* Required task: Gather all lines containing the string "index" and copy them out.

* Collected data:
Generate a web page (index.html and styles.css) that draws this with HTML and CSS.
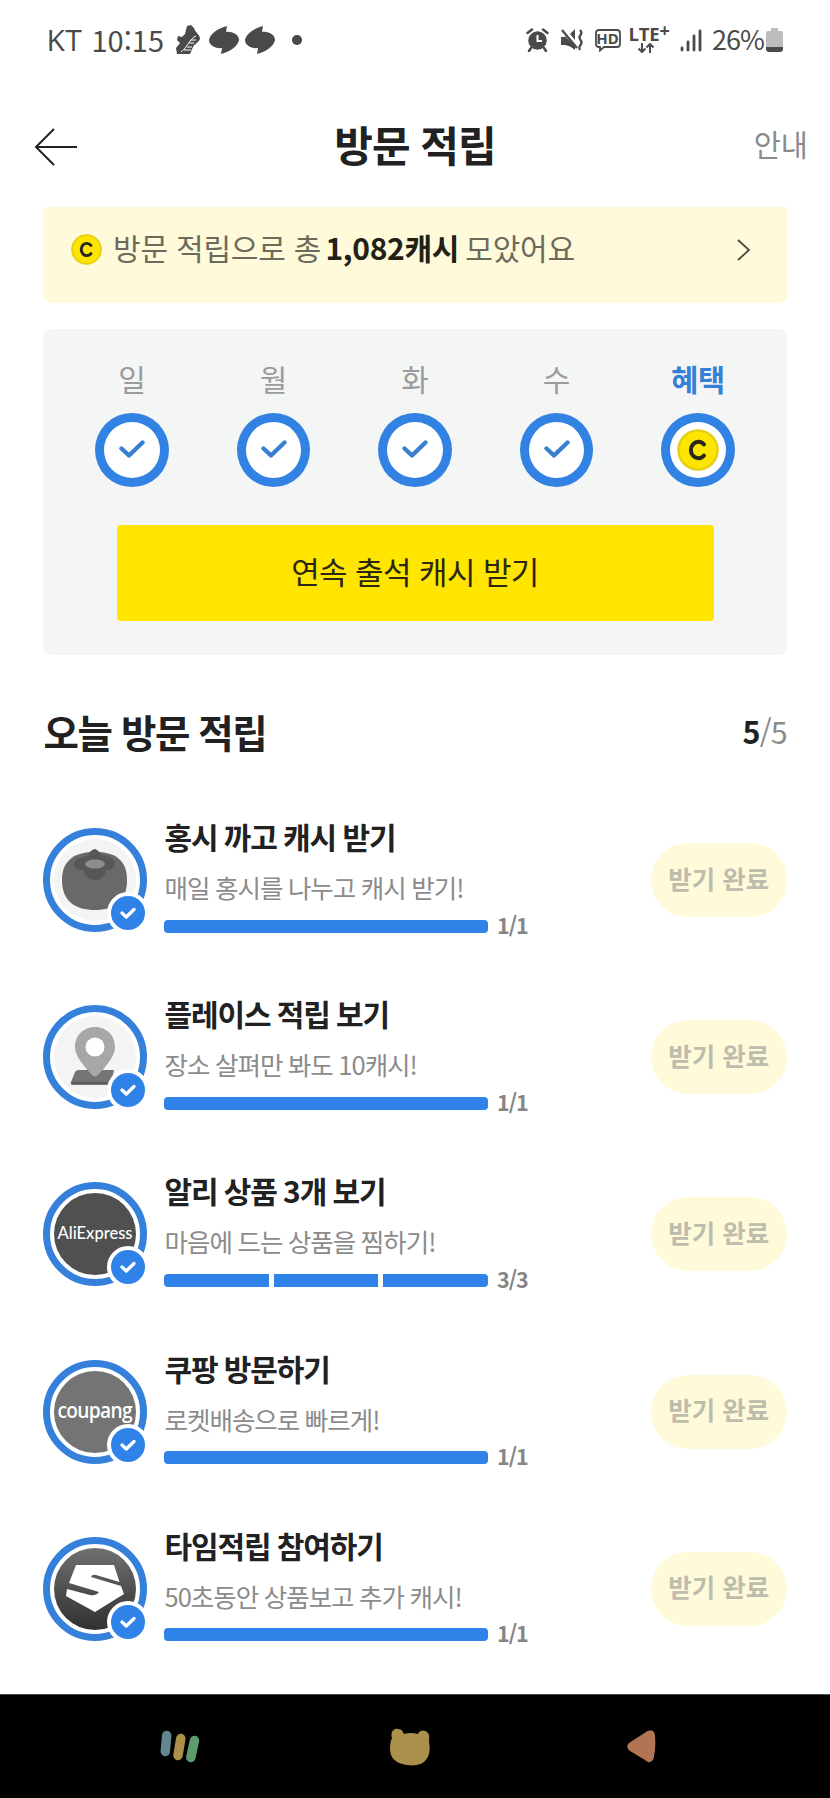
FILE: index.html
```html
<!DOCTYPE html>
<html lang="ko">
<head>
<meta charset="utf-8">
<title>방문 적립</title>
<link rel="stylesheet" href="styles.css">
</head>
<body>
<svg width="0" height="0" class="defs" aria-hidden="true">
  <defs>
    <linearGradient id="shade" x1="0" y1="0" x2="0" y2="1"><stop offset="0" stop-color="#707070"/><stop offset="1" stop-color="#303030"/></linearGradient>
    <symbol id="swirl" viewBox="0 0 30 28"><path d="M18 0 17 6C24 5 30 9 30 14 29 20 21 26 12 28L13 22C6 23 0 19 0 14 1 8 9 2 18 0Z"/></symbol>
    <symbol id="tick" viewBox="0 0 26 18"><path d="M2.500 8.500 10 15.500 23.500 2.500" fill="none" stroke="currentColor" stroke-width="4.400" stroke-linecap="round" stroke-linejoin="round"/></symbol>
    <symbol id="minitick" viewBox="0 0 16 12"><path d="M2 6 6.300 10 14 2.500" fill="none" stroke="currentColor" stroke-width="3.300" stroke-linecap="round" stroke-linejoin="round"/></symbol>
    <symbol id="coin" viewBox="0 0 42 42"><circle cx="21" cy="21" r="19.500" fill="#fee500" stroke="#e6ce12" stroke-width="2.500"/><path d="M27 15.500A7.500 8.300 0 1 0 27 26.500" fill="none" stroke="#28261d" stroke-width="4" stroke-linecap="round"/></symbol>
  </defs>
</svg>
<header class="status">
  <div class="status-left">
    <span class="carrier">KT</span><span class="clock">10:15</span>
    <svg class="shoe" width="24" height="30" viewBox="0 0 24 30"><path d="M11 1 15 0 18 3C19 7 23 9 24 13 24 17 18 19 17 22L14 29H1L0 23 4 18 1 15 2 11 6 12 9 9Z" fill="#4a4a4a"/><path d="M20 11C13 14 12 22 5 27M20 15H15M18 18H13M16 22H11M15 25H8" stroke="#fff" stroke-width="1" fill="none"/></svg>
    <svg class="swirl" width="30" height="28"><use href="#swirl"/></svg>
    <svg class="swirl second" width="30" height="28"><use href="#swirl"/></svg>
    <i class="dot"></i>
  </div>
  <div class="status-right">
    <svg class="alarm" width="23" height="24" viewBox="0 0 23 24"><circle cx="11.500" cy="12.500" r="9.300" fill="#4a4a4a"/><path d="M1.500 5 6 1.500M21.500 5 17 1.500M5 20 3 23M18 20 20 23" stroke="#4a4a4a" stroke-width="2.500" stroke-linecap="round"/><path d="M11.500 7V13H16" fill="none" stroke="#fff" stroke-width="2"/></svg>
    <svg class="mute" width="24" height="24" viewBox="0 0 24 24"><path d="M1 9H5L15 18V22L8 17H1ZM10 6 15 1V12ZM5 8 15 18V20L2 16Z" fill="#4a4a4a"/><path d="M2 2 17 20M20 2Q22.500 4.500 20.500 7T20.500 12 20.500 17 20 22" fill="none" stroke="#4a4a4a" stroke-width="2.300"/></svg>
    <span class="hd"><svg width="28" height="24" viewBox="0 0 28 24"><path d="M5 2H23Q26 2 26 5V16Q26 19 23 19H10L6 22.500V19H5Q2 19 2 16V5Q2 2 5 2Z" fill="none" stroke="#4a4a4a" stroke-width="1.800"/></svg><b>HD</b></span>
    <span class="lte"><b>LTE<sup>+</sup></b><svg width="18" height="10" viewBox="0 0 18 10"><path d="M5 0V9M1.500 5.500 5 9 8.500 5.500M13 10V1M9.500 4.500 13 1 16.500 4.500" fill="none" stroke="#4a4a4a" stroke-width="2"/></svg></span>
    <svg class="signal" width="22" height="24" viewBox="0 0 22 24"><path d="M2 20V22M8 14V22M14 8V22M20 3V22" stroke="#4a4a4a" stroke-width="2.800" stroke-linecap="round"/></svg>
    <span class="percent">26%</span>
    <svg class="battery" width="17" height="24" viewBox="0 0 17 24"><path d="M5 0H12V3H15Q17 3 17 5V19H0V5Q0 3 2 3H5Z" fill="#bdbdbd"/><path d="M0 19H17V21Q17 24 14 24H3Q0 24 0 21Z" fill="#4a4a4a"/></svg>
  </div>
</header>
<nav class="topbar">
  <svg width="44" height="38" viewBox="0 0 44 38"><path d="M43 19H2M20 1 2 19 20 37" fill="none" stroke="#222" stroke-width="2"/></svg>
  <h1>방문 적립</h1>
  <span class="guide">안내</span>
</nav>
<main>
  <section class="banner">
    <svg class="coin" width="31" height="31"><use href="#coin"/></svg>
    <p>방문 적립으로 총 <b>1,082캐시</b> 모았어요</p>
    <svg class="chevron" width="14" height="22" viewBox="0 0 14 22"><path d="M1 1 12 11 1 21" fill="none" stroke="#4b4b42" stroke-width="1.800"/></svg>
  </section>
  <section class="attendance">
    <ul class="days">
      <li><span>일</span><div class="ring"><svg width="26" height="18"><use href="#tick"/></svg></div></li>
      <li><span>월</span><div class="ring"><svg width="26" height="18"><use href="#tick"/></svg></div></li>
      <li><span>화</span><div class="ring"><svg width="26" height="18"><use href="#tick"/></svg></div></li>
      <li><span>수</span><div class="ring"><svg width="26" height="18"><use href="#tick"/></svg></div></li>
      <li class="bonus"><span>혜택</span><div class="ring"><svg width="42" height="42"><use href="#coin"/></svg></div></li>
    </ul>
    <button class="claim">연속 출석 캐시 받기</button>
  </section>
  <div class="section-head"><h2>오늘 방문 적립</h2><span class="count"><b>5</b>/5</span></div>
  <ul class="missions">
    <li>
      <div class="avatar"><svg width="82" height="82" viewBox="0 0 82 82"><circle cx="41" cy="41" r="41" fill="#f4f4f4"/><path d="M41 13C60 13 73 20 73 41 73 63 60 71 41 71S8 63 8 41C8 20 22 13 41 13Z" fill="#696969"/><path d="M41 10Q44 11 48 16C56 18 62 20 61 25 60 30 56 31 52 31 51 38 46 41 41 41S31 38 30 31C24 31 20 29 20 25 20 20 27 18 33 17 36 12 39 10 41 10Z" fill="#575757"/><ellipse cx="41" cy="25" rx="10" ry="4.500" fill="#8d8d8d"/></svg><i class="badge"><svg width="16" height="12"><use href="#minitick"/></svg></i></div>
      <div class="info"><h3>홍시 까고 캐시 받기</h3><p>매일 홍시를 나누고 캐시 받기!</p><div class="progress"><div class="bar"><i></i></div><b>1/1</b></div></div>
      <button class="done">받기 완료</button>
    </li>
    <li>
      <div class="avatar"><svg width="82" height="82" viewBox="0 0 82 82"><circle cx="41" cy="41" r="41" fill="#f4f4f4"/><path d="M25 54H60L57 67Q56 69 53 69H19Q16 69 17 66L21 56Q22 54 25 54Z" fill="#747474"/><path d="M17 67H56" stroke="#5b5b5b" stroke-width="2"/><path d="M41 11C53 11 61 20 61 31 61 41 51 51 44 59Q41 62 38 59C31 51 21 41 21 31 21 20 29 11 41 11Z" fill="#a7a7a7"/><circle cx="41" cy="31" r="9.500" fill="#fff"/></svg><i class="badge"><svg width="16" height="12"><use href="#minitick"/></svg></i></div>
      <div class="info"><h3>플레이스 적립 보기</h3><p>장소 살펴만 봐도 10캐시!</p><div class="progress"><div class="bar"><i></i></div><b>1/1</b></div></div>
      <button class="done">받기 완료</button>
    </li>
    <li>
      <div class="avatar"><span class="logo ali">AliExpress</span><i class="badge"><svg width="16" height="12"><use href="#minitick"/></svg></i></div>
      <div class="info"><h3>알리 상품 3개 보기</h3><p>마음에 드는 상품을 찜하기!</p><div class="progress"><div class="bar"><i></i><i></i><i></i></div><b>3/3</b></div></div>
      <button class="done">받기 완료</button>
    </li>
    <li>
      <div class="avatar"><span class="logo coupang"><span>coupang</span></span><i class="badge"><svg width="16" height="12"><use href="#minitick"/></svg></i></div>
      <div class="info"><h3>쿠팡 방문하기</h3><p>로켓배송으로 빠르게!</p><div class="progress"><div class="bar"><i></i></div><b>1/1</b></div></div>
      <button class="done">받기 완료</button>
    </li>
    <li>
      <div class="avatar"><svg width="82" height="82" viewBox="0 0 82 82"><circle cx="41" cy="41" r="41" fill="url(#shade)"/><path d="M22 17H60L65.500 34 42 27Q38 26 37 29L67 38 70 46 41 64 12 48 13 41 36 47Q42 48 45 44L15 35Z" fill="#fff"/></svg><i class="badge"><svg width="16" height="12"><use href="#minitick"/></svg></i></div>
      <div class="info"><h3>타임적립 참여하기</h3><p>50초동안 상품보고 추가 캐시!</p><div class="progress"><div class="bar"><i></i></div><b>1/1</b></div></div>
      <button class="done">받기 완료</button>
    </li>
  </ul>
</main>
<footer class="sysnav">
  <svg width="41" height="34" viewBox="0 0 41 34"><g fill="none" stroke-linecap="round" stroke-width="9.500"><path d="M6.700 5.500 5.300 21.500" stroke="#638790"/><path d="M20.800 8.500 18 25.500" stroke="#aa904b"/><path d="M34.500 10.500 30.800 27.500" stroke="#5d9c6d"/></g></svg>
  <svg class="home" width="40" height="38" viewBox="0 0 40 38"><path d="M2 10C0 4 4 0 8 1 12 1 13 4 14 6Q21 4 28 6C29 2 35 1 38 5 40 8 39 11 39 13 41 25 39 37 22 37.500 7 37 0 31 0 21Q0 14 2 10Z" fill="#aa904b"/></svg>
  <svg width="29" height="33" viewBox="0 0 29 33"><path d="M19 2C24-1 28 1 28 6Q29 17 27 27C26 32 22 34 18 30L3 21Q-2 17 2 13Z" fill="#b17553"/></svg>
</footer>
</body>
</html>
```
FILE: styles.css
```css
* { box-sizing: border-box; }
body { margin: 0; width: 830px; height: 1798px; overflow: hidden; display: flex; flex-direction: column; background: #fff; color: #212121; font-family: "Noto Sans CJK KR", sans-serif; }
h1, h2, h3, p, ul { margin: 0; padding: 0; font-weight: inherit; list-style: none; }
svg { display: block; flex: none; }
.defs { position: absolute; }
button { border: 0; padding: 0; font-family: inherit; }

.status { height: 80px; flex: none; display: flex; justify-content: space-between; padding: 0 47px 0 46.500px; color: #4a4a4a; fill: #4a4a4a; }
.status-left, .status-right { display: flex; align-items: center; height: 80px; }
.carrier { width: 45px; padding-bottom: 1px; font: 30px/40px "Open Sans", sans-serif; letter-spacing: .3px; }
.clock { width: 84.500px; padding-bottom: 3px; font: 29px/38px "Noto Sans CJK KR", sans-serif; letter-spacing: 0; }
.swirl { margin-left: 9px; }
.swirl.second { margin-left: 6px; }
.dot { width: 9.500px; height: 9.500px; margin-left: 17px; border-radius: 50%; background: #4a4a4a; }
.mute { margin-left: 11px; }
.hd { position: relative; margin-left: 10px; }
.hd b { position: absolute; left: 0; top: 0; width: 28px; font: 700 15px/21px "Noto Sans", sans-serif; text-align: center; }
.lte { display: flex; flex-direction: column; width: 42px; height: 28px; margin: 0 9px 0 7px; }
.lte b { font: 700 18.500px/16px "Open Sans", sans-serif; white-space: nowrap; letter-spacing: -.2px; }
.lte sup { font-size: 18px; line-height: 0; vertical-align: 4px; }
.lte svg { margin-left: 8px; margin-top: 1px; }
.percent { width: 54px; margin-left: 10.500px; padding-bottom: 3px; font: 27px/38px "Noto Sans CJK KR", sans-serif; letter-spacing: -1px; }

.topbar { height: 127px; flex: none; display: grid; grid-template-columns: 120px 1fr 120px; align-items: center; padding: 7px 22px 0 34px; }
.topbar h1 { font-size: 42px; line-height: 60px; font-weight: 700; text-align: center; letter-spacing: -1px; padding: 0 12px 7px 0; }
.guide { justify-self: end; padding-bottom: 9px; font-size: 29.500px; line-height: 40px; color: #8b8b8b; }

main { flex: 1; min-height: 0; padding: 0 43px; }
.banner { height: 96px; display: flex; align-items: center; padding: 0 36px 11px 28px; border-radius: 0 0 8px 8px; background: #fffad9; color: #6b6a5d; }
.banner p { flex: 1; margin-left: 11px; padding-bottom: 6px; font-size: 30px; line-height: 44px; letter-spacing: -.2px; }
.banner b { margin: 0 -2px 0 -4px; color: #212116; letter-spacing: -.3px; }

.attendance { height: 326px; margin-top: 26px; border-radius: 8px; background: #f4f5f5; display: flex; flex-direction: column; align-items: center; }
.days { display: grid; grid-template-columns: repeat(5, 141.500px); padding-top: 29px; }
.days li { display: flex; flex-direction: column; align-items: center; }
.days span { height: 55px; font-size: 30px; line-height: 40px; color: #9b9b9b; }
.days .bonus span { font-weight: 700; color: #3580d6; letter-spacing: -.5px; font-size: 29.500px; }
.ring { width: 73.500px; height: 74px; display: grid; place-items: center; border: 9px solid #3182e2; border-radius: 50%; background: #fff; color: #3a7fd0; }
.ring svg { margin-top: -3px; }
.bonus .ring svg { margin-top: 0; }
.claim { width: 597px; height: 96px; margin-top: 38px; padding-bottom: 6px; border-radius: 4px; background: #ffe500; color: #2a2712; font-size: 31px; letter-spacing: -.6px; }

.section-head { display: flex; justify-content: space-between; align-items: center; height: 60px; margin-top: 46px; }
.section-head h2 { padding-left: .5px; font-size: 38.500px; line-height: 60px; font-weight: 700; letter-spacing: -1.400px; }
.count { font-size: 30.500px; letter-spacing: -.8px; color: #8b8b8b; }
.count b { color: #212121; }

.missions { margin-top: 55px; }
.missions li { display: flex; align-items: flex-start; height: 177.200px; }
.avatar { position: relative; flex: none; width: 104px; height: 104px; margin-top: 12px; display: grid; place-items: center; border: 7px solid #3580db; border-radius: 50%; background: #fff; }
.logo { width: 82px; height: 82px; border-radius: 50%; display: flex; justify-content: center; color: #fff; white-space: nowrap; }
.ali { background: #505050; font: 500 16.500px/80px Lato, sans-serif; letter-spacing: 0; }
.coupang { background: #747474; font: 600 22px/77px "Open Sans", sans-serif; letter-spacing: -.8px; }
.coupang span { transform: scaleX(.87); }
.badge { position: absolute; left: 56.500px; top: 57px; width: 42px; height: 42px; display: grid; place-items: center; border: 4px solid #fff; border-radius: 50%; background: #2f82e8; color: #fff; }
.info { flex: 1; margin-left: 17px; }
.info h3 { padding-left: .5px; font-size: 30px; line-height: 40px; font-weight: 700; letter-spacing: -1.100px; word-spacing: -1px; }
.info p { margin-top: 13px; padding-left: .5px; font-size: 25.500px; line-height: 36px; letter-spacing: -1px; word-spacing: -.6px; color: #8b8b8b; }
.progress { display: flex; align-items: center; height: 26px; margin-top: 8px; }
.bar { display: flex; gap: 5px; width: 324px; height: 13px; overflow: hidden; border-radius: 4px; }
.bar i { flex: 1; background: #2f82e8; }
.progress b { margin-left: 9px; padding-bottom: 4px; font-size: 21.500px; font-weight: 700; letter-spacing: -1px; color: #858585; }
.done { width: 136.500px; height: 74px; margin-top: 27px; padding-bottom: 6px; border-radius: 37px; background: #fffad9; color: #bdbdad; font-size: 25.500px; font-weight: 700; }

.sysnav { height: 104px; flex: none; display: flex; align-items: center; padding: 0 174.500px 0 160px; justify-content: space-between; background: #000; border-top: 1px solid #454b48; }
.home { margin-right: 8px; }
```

* Output of the task:
Generate a web page (index.html and styles.css) that draws this with HTML and CSS.
FILE: index.html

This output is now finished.